If more than 10% of the packet is dropped within a period of time, you should be able to set the route to a better path. A lot of SD-WANs are bragging about this because in the past when you set up a Cisco Intelligent WAN (IWAN), the setup of a flow would use the same link until that flow ended, regardless of jitter or packet loss.

Link load balancing for large sessions

Internetworking provides link load balancing for large sessions. Let’s say, you are executing a backup. Instead of using one single link, you can balance across multiple links to a given Amazon or Azure instance used concurrently to facilitate a large file transfer.

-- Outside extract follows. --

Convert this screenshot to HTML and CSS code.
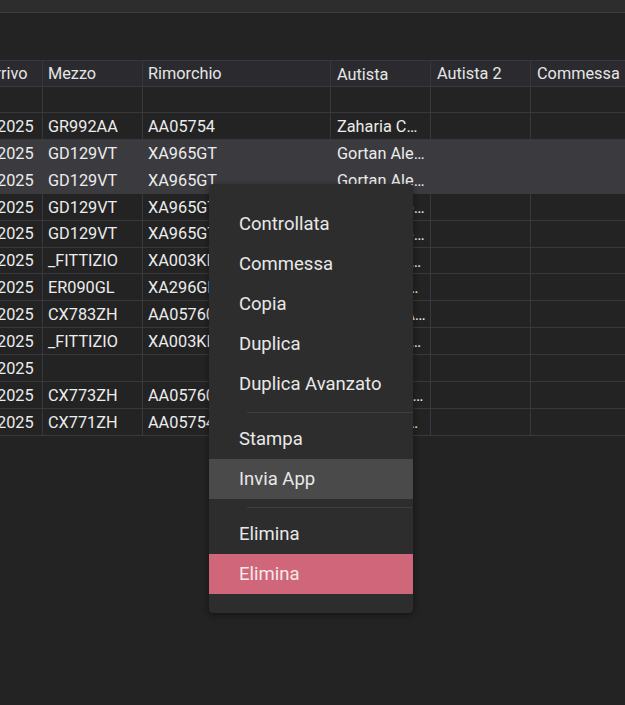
FILE: index.html
```html
<!DOCTYPE html>
<html lang="it">
<head>
<meta charset="utf-8">
<title>Viaggi</title>
<link rel="stylesheet" href="styles.css">
</head>
<body>
<div class="topbar"></div>
<div class="toolbar"></div>
<div class="grid-wrap">
  <div class="grid">
    <div class="row head">
      <div class="cell c1">Data Arrivo</div>
      <div class="cell c2">Mezzo</div>
      <div class="cell c3">Rimorchio</div>
      <div class="cell c4">Autista</div>
      <div class="cell c5">Autista 2</div>
      <div class="cell c6">Commessa</div>
    </div>
    <div class="row empty">
      <div class="cell c1"></div><div class="cell c2"></div><div class="cell c3"></div><div class="cell c4"></div><div class="cell c5"></div><div class="cell c6"></div>
    </div>
    <div class="row">
      <div class="cell c1">10/10/2025</div><div class="cell c2">GR992AA</div><div class="cell c3">AA05754</div><div class="cell c4">Zaharia Constantin</div><div class="cell c5"></div><div class="cell c6"></div>
    </div>
    <div class="row selected">
      <div class="cell c1">10/10/2025</div><div class="cell c2">GD129VT</div><div class="cell c3">XA965GT</div><div class="cell c4">Gortan Alessandro</div><div class="cell c5"></div><div class="cell c6"></div>
    </div>
    <div class="row selected">
      <div class="cell c1">10/10/2025</div><div class="cell c2">GD129VT</div><div class="cell c3">XA965GT</div><div class="cell c4">Gortan Alessandro</div><div class="cell c5"></div><div class="cell c6"></div>
    </div>
    <div class="row">
      <div class="cell c1">10/10/2025</div><div class="cell c2">GD129VT</div><div class="cell c3">XA965GT</div><div class="cell c4">Gortan Alessandro</div><div class="cell c5"></div><div class="cell c6"></div>
    </div>
    <div class="row">
      <div class="cell c1">10/10/2025</div><div class="cell c2">GD129VT</div><div class="cell c3">XA965GT</div><div class="cell c4">Gortan Alessandro</div><div class="cell c5"></div><div class="cell c6"></div>
    </div>
    <div class="row">
      <div class="cell c1">10/10/2025</div><div class="cell c2">_FITTIZIO</div><div class="cell c3">XA003KL</div><div class="cell c4">Marchetti Giuseppe</div><div class="cell c5"></div><div class="cell c6"></div>
    </div>
    <div class="row">
      <div class="cell c1">10/10/2025</div><div class="cell c2">ER090GL</div><div class="cell c3">XA296GL</div><div class="cell c4">Bianchini Roberto</div><div class="cell c5"></div><div class="cell c6"></div>
    </div>
    <div class="row">
      <div class="cell c1">10/10/2025</div><div class="cell c2">CX783ZH</div><div class="cell c3">AA05760</div><div class="cell c4">Popescu Andrei Ion</div><div class="cell c5"></div><div class="cell c6"></div>
    </div>
    <div class="row">
      <div class="cell c1">10/10/2025</div><div class="cell c2">_FITTIZIO</div><div class="cell c3">XA003KL</div><div class="cell c4">Marchetti Giuseppe</div><div class="cell c5"></div><div class="cell c6"></div>
    </div>
    <div class="row">
      <div class="cell c1">10/10/2025</div><div class="cell c2"></div><div class="cell c3"></div><div class="cell c4"></div><div class="cell c5"></div><div class="cell c6"></div>
    </div>
    <div class="row">
      <div class="cell c1">10/10/2025</div><div class="cell c2">CX773ZH</div><div class="cell c3">AA05760</div><div class="cell c4">Rossignoli Francesco</div><div class="cell c5"></div><div class="cell c6"></div>
    </div>
    <div class="row">
      <div class="cell c1">10/10/2025</div><div class="cell c2">CX771ZH</div><div class="cell c3">AA05754</div><div class="cell c4">Ferraro Alessandro</div><div class="cell c5"></div><div class="cell c6"></div>
    </div>
  </div>

  <div class="menu">
    <div class="item">Controllata</div>
    <div class="item">Commessa</div>
    <div class="item">Copia</div>
    <div class="item">Duplica</div>
    <div class="item">Duplica Avanzato</div>
    <div class="sep"></div>
    <div class="item">Stampa</div>
    <div class="item hover">Invia App</div>
    <div class="sep"></div>
    <div class="item">Elimina</div>
    <div class="item danger">Elimina</div>
  </div>
</div>
</body>
</html>
```

FILE: styles.css
```css
* { box-sizing: border-box; }

html, body {
  margin: 0;
  padding: 0;
  background: #232323;
  font-family: Roboto, "Noto Sans", "Liberation Sans", sans-serif;
  color: #ececec;
  overflow: hidden;
}

.topbar {
  height: 13px;
  background: #2d2d2d;
  border-bottom: 1px solid #3c3c3c;
}

.toolbar {
  height: 47px;
  background: #232323;
}

.grid-wrap {
  position: relative;
  overflow: hidden;
  height: 645px;
}

.grid {
  margin-left: -59px;
  width: 800px;
  font-size: 16.3px;
}

.row {
  display: flex;
  height: 26.92px;
  border-bottom: 1px solid #39393d;
}

.row.head {
  height: 27px;
  border-top: 1px solid #39393d;
  background: #2b2b2f;
  color: #e6e6e6;
}

.row.empty {
  height: 26px;
}

.row.selected {
  background: #3b3b3f;
  border-bottom-color: #3b3b3f;
}

.row.selected .cell {
  border-right-color: #3b3b3f;
}

.cell {
  flex: none;
  display: flex;
  align-items: center;
  padding: 2px 6px 0;
  border-right: 1px solid #39393d;
  white-space: nowrap;
  overflow: hidden;
  line-height: 1;
}

.c1 { width: 102px; }
.c2 { width: 100px; padding-left: 5px; }
.c3 { width: 188px; padding-left: 5px; }
.c4 { width: 100px; display: block; text-overflow: ellipsis; line-height: 26px; padding: 1px 4px 0 6px; }
.c5 { width: 100px; }
.c6 { width: 100px; }

.menu {
  position: absolute;
  left: 209px;
  top: 124px;
  width: 204px;
  padding: 20px 0 19px;
  background: #2d2d2d;
  border-radius: 4px;
  box-shadow: 0 2px 6px rgba(0, 0, 0, 0.45);
  font-size: 18.5px;
  color: #e8e8e8;
}

.item {
  height: 40px;
  display: flex;
  align-items: center;
  padding-left: 30px;
}

.item.hover {
  background: #4a4a4a;
}

.item.danger {
  background: #cf6679;
  color: #f6e8eb;
}

.sep {
  height: 1px;
  margin: 8px 0 6px 38px;
  background: #3e3e3e;
}
```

From the TCP perspective, it still looks the same. TCP still keeps the sequence numbers in order even though they come in on different paths. This is because the load balancing is performed at the network layer of the open system interconnection (OSI) model.

Maintaining session state

Within a network, sessions will go through a firewall. What happens when a topology change occurs resulting in a change of the return path?

Asymmetrical routing will cause the firewall to drop the session. As a result, we need to maintain session state through firewall boundaries and network topology changes. Thence, if one of your links is underperforming, you will need to make sure that the route changes are in both directions and not just one direction. This lets you fail over correctly. In this case, from the TCP perspective, you are still maintaining the TCP state.